さらに、目に付きやすい場所に物を配置することも重要なポイントです。視認性が良ければ、必要な物をすぐに発見できるだけでなく、足りない物や過剰在庫にも早期に気付くことができます。そのため、通路沿いや作業台の目の届く場所などに、できるだけ物を集約するようにします。
■整頓の実践手順
整頓を製造現場で実践するためには、一定の手順を踏む必要があります。
1.現状把握
作業エリアを詳細に観察し、物の置き場所や配置状況、動線の良し悪しなどを分析します。この際、作業者から意見を聞くことも重要です。現場の課題をしっかりと把握できれば、適切な整頓対策を立てられます。
2.整頓の基準を設定する
何をどこに置くのか、配置のルールは何かなど、具体的な基準を定めます。物の種類や使用頻度、作業の流れなどを考慮し、合理的な基準を作ります。この基準は分かりやすく、作業者全員が共有できるものでなければなりません。
3.整頓作業
不要な物を除去し、必要な物を適切な場所に移動させます。この際、目に付きやすい場所に物を集約するなどの工夫をします。動線にも十分気を付け、無駄な動作がないよう配慮が必要です。
4.継続的な改善
定期的なチェックを行い、ルールが守られているかを確認します。さらに、作業者からの改善提案を積極的に取り入れ、よりよい整頓状態を目指していきます。
■整頓を習慣化するためのポイント
整頓を製造現場に確実に定着させるには、いくつかのポイントを押さえる必要があります。
1.全員参加の意識付け
まず何より重要なのが、全員参加の意識付けです。整頓は一部の人だけでは成り立ちません。作業者一人ひとりが積極的に取り組む覚悟が不可欠です。リーダー層はもちろん、現場作業者全員に整頓の意義と重要性を徹底的に説明し、理解と協力を求めることが肝心です。
2.リーダーの役割
リーダーは整頓に関する具体的な方針を示し、行動する範を示さなければなりません。また、定期的な監査を行い、整頓状況を常にチェックすることで、ルール遵守を促す役割も担います。模範となる行動と厳しい姿勢の両面が求められます。
3.継続的な改善活動
整頓は一過性の取り組みで終わってしまっては意味がありません。継続的な改善活動が不可欠なのです。定期的に現状の評価と課題の洗い出しを行い、より良い整頓に向けて改善を重ねていく姿勢が大切です。その際、作業者からの提案を積極的に取り入れることで、現場に根ざした実効性の高い改善につなげられます。

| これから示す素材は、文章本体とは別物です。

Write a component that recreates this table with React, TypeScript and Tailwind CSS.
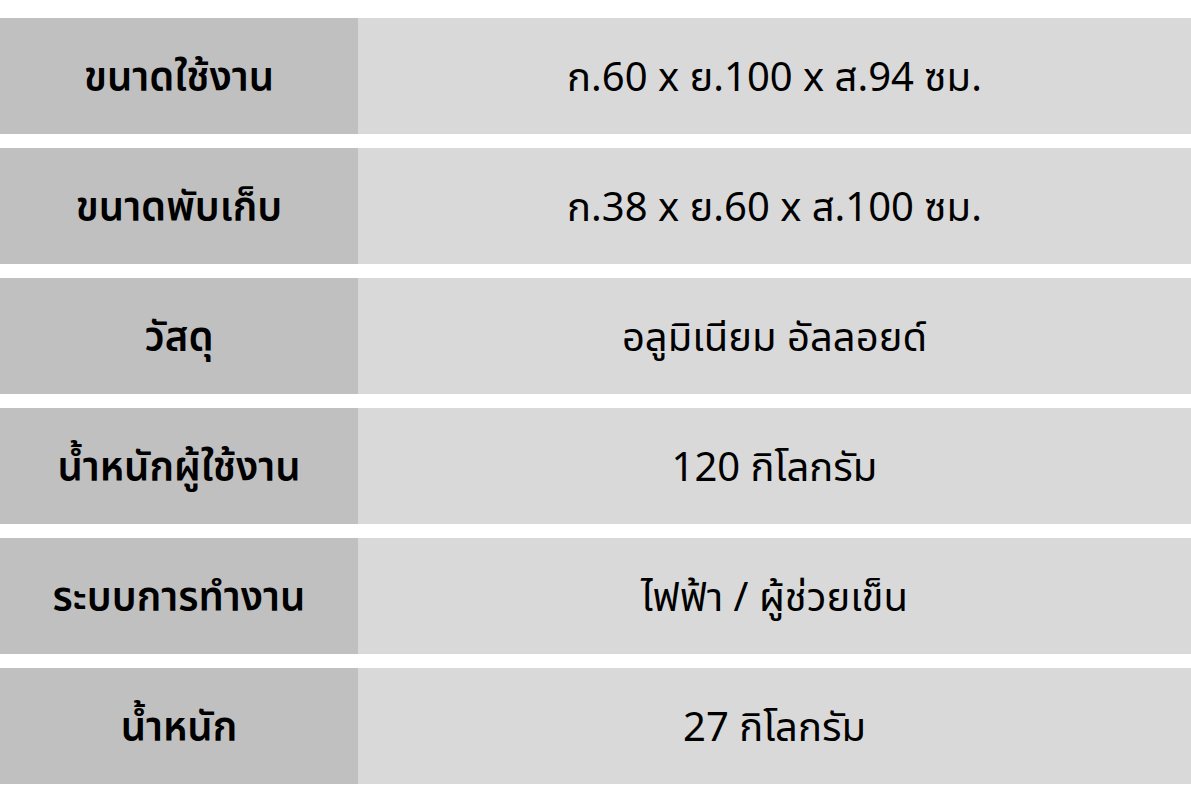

継続的に改善を進めるためには、整頓の重要性を日々再認識する機会を設けることが重要です。朝礼や会議、研修の場などで、整頓がもたらす効果を繰り返し示すことで、意識の低下を防げます。さらに功労者の表彰なども検討すれば、作業者のモチベーションにもつながるはずです。
このように、整頓を習慣化するには、現場全体での意識改革と、リーダー、作業者一人ひとりの意識の継続が不可欠です。たゆまぬ努力を重ねることで、ようやく理想的な整頓された製造現場を実現できるのです。